C’est ainsi que les résultats de la science s’imposent à tous.
On comprend que l’économie ne répond pas à cette exigence de confrontation au réel.
Les modèles de l’économie qui se veulent explicatifs comme le modèle de l’équilibre général (et ses avatars ultérieurs) sont en fait des modèles de simulation ; ils montrent au mieux ce vers quoi il faut aller : laisser-faire, réguler, redistribuer…
Ces modèles ne relèvent pas de la science dès lors qu’ils ne s’exposent pas à être infirmés par l’expérience.
Thomas Piketty évoque dans son livre Le capital au 21ème siècle la « passion infantile » des économistes pour les mathématiques.

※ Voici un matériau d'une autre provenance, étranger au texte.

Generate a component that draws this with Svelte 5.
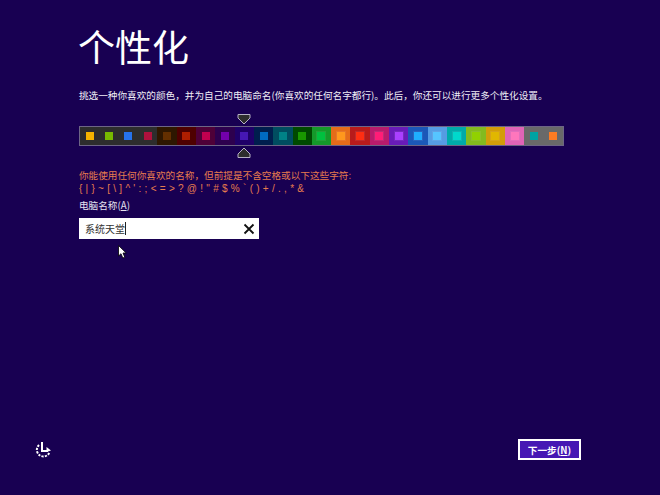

Pour lui, il n’existe pas de loi économique, il existe « une multiplicité d’expériences historiques et de trajectoires à la fois nationales et globales, faites de bifurcations imprévues et de bricolages institutionnels instables et imparfaits, au sein desquels les sociétés humaines choisissent et inventent (c’est moi qui mets en italiques) différents modes d’organisation et de régulation des relations de propriété et des rapports sociaux. »
Et après ?
Les propagandistes de l’économie science aimeraient débarrasser l’économie de la politique ou au moins démontrer que le monde économique est le résultat de forces évolutives comme le monde physique et biologique ; qu’il est inégalitaire comme lui, que nous n’y pouvons rien, qu’on peut se passer de politique pour faire de l’économie.
Si on se préoccupe de vivre dans un monde stable avec un niveau d’inégalité contrôlé, il faut au contraire faire de l’économie politique, i.e. réguler et redistribuer.